The problem:
Locate the word "React" in the data below, then copy every line that holds it.

═══ Provided material ═══

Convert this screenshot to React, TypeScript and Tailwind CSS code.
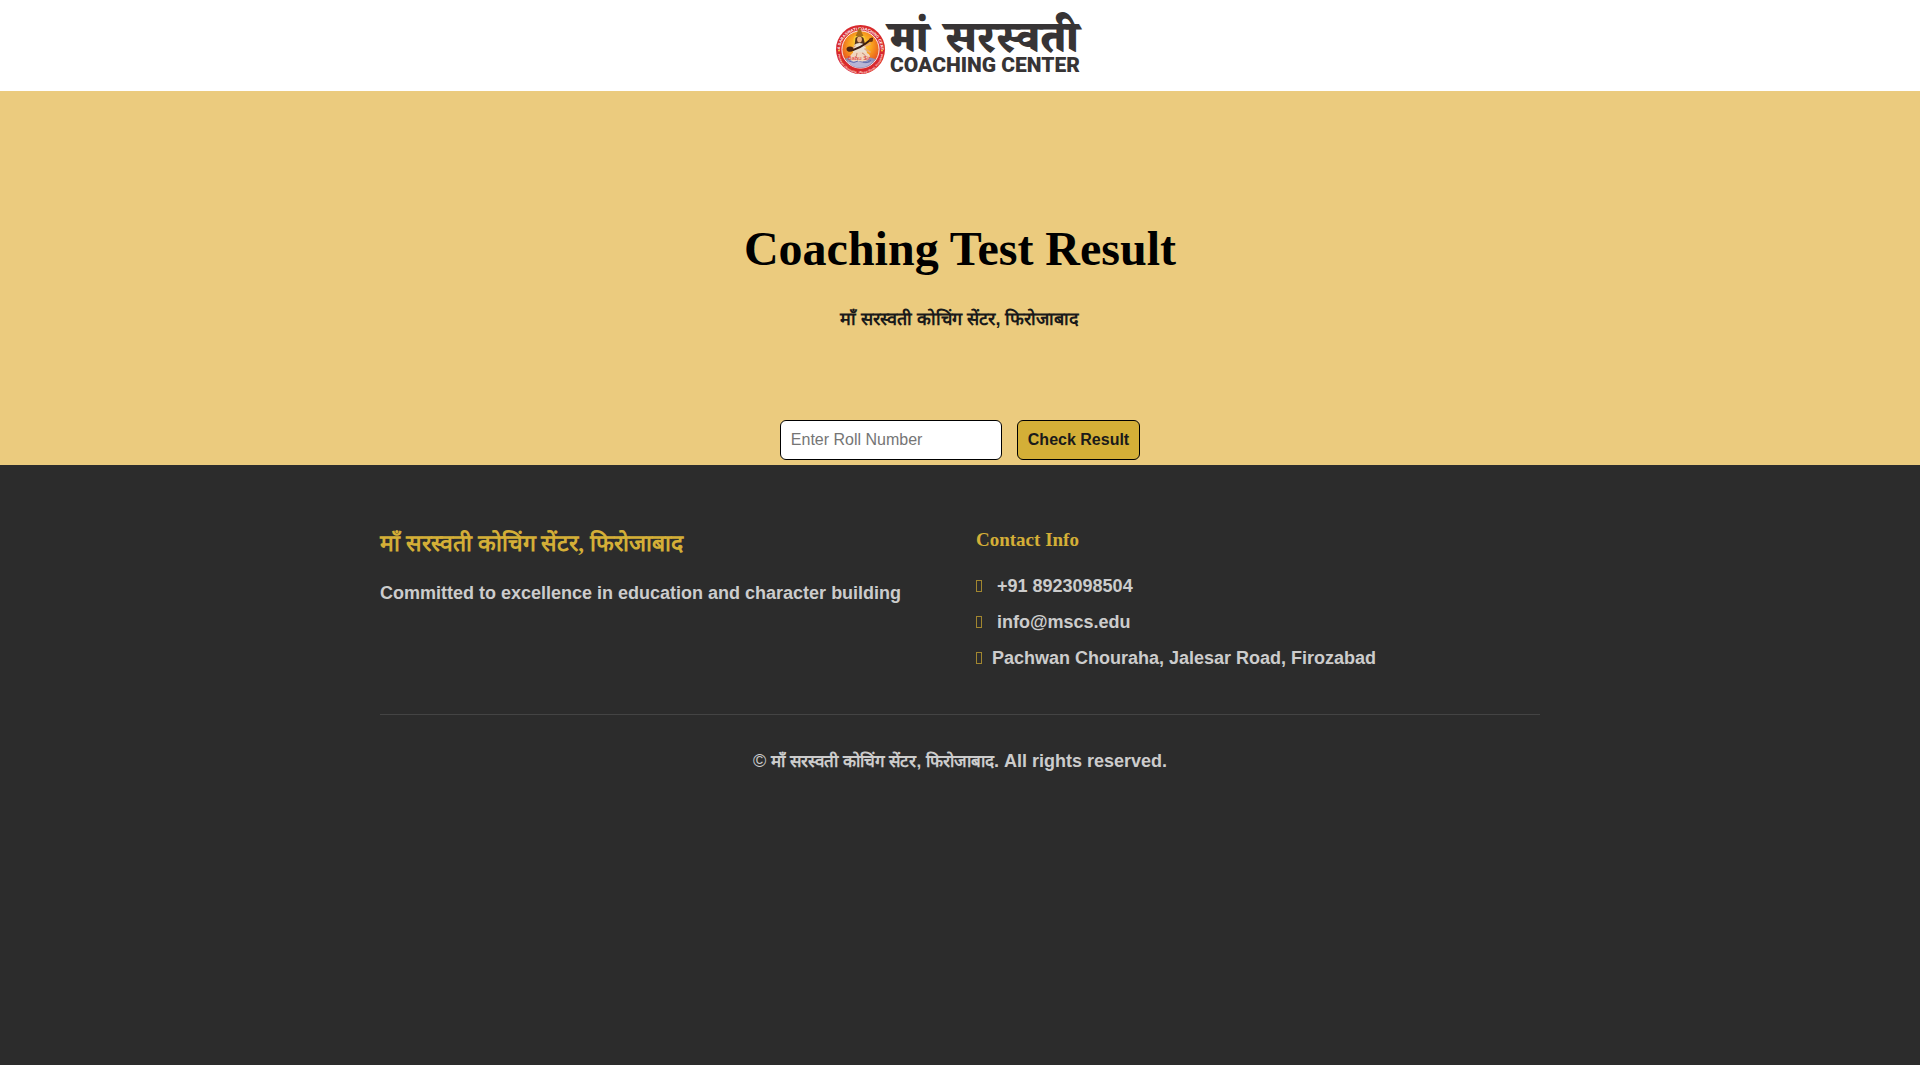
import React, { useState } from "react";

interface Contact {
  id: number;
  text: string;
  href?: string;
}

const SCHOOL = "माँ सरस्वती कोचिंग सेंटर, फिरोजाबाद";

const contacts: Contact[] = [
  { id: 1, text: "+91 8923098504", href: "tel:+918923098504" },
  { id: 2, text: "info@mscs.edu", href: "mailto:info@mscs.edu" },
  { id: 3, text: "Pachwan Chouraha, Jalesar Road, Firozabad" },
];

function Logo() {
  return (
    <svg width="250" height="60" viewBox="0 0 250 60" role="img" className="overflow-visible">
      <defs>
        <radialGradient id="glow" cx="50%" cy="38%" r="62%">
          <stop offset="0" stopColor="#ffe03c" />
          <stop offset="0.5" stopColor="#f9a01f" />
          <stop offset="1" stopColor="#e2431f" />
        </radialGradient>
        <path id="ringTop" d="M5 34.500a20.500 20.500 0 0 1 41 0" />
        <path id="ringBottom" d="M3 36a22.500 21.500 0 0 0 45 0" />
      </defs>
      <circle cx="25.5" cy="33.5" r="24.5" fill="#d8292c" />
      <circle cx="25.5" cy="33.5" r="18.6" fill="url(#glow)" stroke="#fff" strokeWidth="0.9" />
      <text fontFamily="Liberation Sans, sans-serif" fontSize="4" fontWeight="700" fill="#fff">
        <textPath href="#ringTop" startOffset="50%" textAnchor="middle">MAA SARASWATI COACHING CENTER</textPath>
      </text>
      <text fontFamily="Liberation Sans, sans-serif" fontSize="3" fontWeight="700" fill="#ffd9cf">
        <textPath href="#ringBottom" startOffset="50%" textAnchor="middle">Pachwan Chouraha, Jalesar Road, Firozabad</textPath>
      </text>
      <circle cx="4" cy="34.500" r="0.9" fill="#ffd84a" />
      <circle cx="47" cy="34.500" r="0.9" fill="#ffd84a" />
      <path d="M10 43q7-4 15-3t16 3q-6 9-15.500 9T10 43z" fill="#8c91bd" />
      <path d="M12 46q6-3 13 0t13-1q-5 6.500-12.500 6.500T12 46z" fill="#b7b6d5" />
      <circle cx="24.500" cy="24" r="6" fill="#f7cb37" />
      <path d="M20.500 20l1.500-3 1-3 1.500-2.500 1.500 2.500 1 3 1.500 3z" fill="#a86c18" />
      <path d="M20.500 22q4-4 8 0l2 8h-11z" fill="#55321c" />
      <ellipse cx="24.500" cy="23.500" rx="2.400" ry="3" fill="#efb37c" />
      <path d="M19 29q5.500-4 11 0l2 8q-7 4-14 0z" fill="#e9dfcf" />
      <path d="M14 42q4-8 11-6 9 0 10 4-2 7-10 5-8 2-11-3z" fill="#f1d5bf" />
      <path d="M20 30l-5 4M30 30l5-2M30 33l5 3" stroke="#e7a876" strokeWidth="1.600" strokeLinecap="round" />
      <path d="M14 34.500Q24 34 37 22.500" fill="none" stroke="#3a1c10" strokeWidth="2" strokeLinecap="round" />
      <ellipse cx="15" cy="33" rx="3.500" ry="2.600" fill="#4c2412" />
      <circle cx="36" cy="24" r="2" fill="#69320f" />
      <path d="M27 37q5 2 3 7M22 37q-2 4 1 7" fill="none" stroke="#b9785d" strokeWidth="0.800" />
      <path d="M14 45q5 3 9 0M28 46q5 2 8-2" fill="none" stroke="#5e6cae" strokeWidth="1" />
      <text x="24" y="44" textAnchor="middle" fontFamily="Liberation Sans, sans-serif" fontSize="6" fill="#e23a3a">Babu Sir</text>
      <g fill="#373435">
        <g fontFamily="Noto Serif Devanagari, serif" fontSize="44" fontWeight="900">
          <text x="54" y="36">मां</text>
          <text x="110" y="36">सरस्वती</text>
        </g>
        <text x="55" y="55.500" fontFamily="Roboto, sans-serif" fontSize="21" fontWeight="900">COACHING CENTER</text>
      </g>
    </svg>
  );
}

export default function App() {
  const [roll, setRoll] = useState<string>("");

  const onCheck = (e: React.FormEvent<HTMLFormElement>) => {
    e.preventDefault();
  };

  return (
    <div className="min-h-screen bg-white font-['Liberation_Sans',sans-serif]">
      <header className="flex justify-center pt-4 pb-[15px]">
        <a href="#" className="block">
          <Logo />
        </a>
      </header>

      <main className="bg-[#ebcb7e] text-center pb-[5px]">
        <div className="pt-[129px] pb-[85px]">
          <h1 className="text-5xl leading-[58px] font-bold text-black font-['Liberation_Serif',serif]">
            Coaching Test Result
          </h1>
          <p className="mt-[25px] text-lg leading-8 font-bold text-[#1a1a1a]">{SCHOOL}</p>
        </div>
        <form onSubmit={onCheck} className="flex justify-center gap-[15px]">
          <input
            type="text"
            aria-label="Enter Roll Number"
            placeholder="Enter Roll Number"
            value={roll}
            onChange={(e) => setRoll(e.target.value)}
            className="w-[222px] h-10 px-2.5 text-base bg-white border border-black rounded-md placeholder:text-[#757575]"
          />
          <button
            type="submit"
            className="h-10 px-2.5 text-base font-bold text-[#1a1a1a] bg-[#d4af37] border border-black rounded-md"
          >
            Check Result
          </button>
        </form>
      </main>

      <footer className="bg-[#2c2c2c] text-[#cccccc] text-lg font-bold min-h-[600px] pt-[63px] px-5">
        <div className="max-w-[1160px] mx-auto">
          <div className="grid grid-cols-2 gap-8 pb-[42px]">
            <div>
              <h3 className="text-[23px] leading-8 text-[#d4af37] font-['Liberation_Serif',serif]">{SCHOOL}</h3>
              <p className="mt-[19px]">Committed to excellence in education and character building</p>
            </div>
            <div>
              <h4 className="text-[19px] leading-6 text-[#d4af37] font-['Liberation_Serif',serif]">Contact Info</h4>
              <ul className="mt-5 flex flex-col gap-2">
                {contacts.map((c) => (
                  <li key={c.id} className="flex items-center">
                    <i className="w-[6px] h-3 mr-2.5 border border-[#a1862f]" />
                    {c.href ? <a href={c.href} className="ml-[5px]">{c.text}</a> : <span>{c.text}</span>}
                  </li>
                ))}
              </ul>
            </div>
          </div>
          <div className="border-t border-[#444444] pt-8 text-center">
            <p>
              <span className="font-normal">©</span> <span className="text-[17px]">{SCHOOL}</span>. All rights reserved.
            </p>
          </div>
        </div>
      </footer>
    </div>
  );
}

═══

Answer to the task:
Convert this screenshot to React, TypeScript and Tailwind CSS code.
import React, { useState } from "react";
  const onCheck = (e: React.FormEvent<HTMLFormElement>) => {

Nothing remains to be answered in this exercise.